No último dia de dezembro, um homem foi espancado pela polícia quando saiu de casa para comprar bolinhos para a família - outras fontes dizem que saiu de casa para ir levar os alimentos a familiares isolados. Foi visto pela polícia e espancado por dois agentes. O caso foi filmado e entre as agressões e a comida espalhada no chão germinou a indignação das redes sociais. O caso ficou conhecido e os dois agentes foram suspensos e multados, em 200 yuan cada (cerca de 30 euros).
Pedalou 10 horas em bicicleta de aluguer para fugir ao confinamento
Um homem tentou fugir ao confinamento obrigatório decretado a 22 de dezembro em Xian. Usou uma bicicleta pública, alugada na rua, e pedalou cerca de 10 horas para regressar à terra natal, a cerca de 90 quilómetros, conta o WSJ. Esforço inglório, foi apanhado pela polícia e devolvido à procedência, sem registo (vídeo, pelo menos) de qualquer agressão ou retaliação policial. Foi colocado em quarentena e multado em 200 yuans (cerca de 30 euros), por violar as regras de prevenção da covid-19.
Polícia bom, confinamento mau
Os meios de comunicação estatal divulgaram o vídeo de uma criança a ser levada de emergência pela polícia para um hospital, depois de a mãe se queixar que a menina, com leucemia, não tinha feito o tratamento devido às regras do confinamento obrigatório e estava com dificuldades para respirar.
Números
10 milhões - Foi ordenada uma terceira ronda de testes em massa em Xian. As autoridades locais dizem que têm capacidade para fazer o teste da zaragatoa a 10 milhões de pessoas em sete horas, o suficiente para analisar toda a população portuguesa num dia de trabalho (jornada semanal de 35 horas). E, dizem, que processam três milhões de resultados em apenas 12 horas.

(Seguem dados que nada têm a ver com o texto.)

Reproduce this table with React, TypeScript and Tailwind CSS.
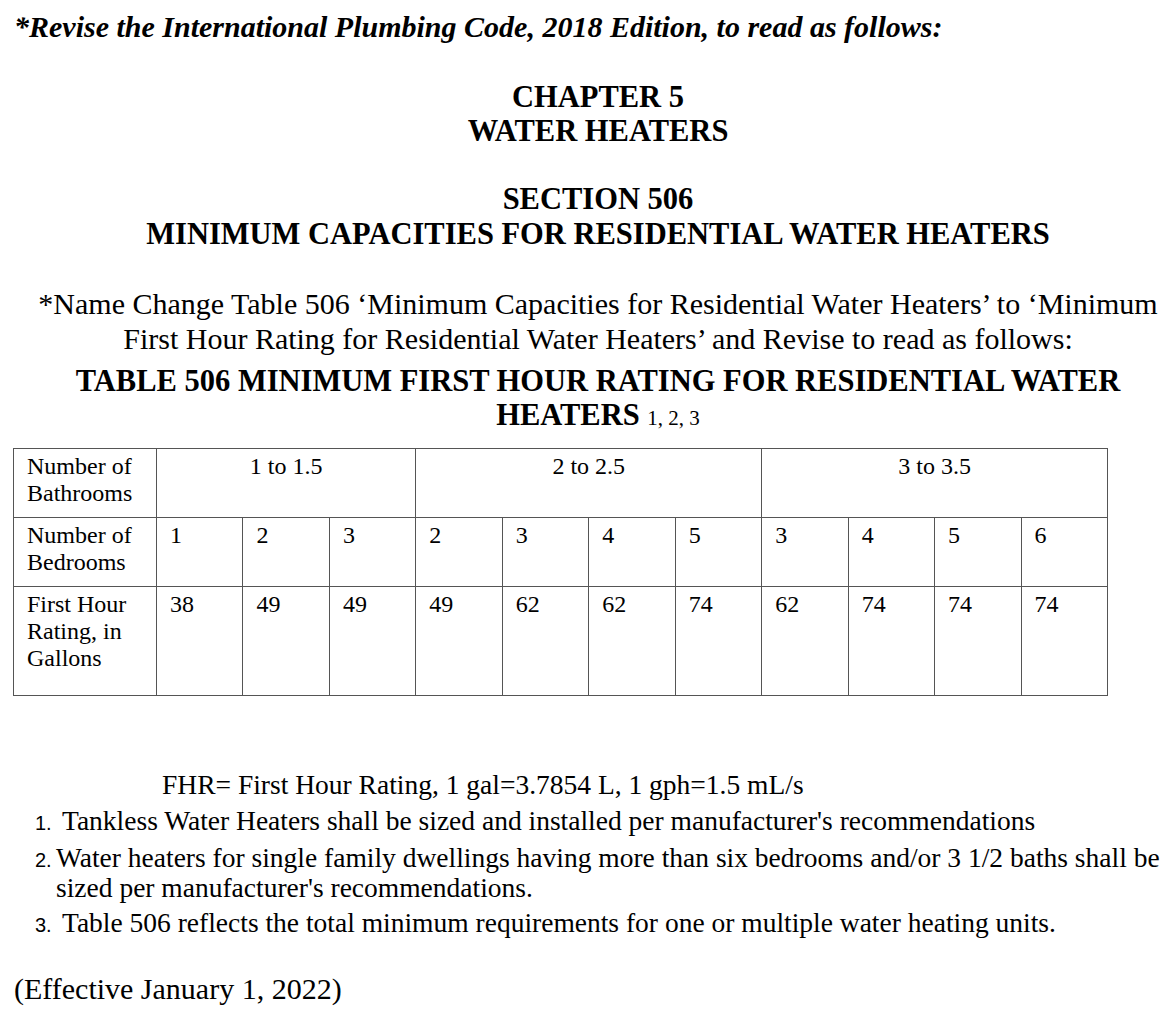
import React from 'react';

const bedrooms = ['1', '2', '3', '2', '3', '4', '5', '3', '4', '5', '6'];
const ratings = ['38', '49', '49', '49', '62', '62', '74', '62', '74', '74', '74'];

const cell = 'border border-[#555] align-top text-left pl-[13px] pt-[4px] font-normal';
const span = 'border border-[#555] align-top text-center pt-[4px] font-normal';

const App = () => {
  return (
    <div className="w-[1175px] h-[1019px] bg-white text-black font-['Liberation_Serif',serif] overflow-hidden">
      <p className="pl-[14px] pt-[10px] text-[30px] leading-[34px] font-bold italic">
        *Revise the International Plumbing Code, 2018 Edition, to read as follows:
      </p>

      <div className="mt-[36px] pl-[21px] text-center text-[30.5px] leading-[34px] font-bold">
        <div>CHAPTER 5</div>
        <div>WATER HEATERS</div>
      </div>

      <div className="mt-[34px] pl-[21px] text-center text-[30.5px] leading-[35px] font-bold">
        <div>SECTION 506</div>
        <div>MINIMUM CAPACITIES FOR RESIDENTIAL WATER HEATERS</div>
      </div>

      <p className="mt-[34px] pl-[21px] text-center text-[30px] leading-[35px] whitespace-nowrap">
        *Name Change Table 506 ‘Minimum Capacities for Residential Water Heaters’ to ‘Minimum
        <br />
        First Hour Rating for Residential Water Heaters’ and Revise to read as follows:
      </p>

      <div className="mt-[8px] pl-[21px] text-center text-[30.5px] leading-[34px] font-bold">
        <div>TABLE 506 MINIMUM FIRST HOUR RATING FOR RESIDENTIAL WATER</div>
        <div>
          HEATERS <span className="text-[21px] font-normal">1, 2, 3</span>
        </div>
      </div>

      <table className="mt-[13px] ml-[13px] w-[1095px] border-collapse text-[24px] leading-[27px] table-fixed">
        <colgroup>
          <col className="w-[143px]" />
          {bedrooms.map((_, i) => (
            <col key={i} />
          ))}
        </colgroup>
        <tbody>
          <tr className="h-[69px]">
            <th className={cell}>
              Number of
              <br />
              Bathrooms
            </th>
            <td colSpan={3} className={span}>
              1 to 1.5
            </td>
            <td colSpan={4} className={span}>
              2 to 2.5
            </td>
            <td colSpan={4} className={span}>
              3 to 3.5
            </td>
          </tr>
          <tr className="h-[69px]">
            <th className={cell}>
              Number of
              <br />
              Bedrooms
            </th>
            {bedrooms.map((b, i) => (
              <td key={i} className={cell}>
                {b}
              </td>
            ))}
          </tr>
          <tr className="h-[109px]">
            <th className={cell}>
              First Hour
              <br />
              Rating, in
              <br />
              Gallons
            </th>
            {ratings.map((r, i) => (
              <td key={i} className={cell}>
                {r}
              </td>
            ))}
          </tr>
        </tbody>
      </table>

      <div className="mt-[74px] text-[27.5px] leading-[30px]">
        <p className="pl-[162px]">FHR= First Hour Rating, 1 gal=3.7854 L, 1 gph=1.5 mL/s</p>
        <div className="mt-[6px] flex items-baseline pl-[35px]">
          <span className="w-[27px] shrink-0 font-['Liberation_Sans',sans-serif] text-[20px]">1.</span>
          <span>Tankless Water Heaters shall be sized and installed per manufacturer's recommendations</span>
        </div>
        <div className="mt-[5px] flex items-baseline pl-[35px]">
          <span className="w-[21px] shrink-0 font-['Liberation_Sans',sans-serif] text-[20px]">2.</span>
          <span className="whitespace-nowrap">
            Water heaters for single family dwellings having more than six bedrooms and/or 3 1/2 baths shall be
            <br />
            sized per manufacturer's recommendations.
          </span>
        </div>
        <div className="mt-[5px] flex items-baseline pl-[35px]">
          <span className="w-[27px] shrink-0 font-['Liberation_Sans',sans-serif] text-[20px]">3.</span>
          <span>Table 506 reflects the total minimum requirements for one or multiple water heating units.</span>
        </div>
        <p className="mt-[32px] pl-[14px] text-[30px] leading-[34px]">(Effective January 1, 2022)</p>
      </div>
    </div>
  );
};

export default App;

40 mil - São pelo menos 387 - e a tendência é de aumentar - o número de centro de quarentena instalados no exterior da cidade de Xian. Dados oficiais, na segunda-feira havia 40 mil pessoas em isolamento naquelas instalações criadas para conter a progressão da covid-19.
1,7 milhões - Na cidade de Yuzhou, foi ordenado um confinamento que afeta os cerca de 1,7 milhões de habitantes daquele povoado da província de Henan.
710 milhões - A China vacinou cerca de 85% dos 1200 milhões de habitantes (cerca de 710 milhões de pessoas) contra a covid-19, segundo dados do site "O Nosso Mundo em Dados", embora as vacinas chinesas sejam consideradas menos eficazes.
4636 - Oficialmente, a China registou pouco mais de 103 mil casos de covid-19 desde que a doença foi considerada uma epidemia, há dois anos. Nesse período, números do governo chinês, morreram 4636 pessoas - o último óbito foi reportado há 11 meses.
30 - O número total de pacientes ativos com covid-19 na China continental é de 3282, dos quais 30 internados em estado grave.